It
hard to imagine a demographic group more set in their ways than French senior
citizens. There will be no gallivanting off
to Mumbai for them. However, reality is
beginning to set in for five old friends.
Deciding there are strengths and economies in numbers, they decide to
share digs in Stéphane Robelin’s All
Together (trailer
here), which
opens this Friday in New York.
Jean
Colin is an aging lefty who can no longer get arrested. C’est tragic.
Neither the characters nor the filmmakers apparently recognize the
contradiction between the rich lifestyle his well heeled wife Annie makes
possible and his lifetime of class warfare.
Naturally, it will be Annie’s house that the other three move into.
Albert
and Jeanne are married. Claude is notoriously
single, but distressingly, his mojo is failing him. More ominously, Albert’s faculties are iffy
at best. Fortunately, Dirk, a Spanish geriatric
ethnology grad student agrees to serve as their live-in caregiver as part of
his thesis. Not surprisingly, there was
not a lot of competition for that gig, but the interview process is still
rather awkward.
In
a sense, All Together is a bridge film
between the crowd pleasing Marigold Hotel
and Michael Haneke’s uncompromisingly grim Amour
due in theaters this December. While
there will be both humor and sorrow, Robelin never lets either overwhelm the
picture. Instead, he allows his
characters to breeze along in a spirit of bittersweet sophistication, largely
self-aware of their foibles and mortality.

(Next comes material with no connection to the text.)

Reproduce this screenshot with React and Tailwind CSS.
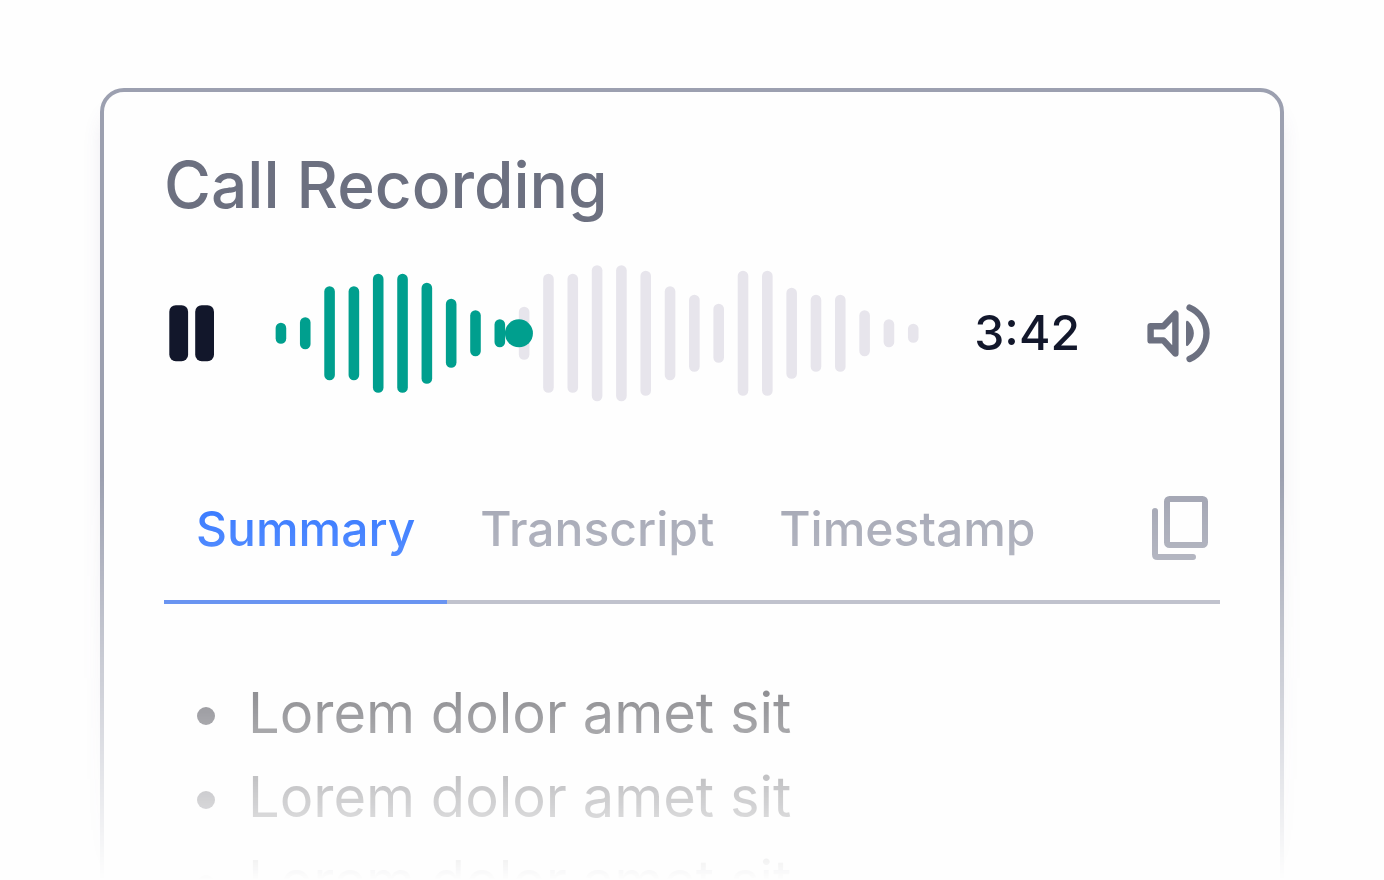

That distinctive tone helps the film sidestep the numerous melodramatic
pitfalls thematically related films often wallow in.
Robelin’s
narrative is all very nice and heartfelt, but for just about every viewer the
important story of All Together is
Jane Fonda’s return to French filmmaking forty years after she appeared in
Godard’s Tout va Bien. Still fluent in French, her time with Roger
Vadim was not completely misspent. In
fact, she anchors the film dramatically, turning some particularly touching
scenes with Daniel Brühl’s Dirk.
Likewise, Pierre Richard’s understated performance as Albert is quite
real and honest.
Despite
a relatively thinly developed character, Geraldine Chaplin is still quite
engaging as Annie. However, Guy Bedos
and Claude Rich get a bit shticky, overdoing the senior scampishness as Jean
and Claude, respectively. Ultimately
though, Brühl’s everyman decency and Fonda’s portrayal of the mentally sound
but terminally ill Jeanne keep the film on-track (with a brief but memorable
late appearance by Shemss Audat as Dirk’s potential love interest adding some spice).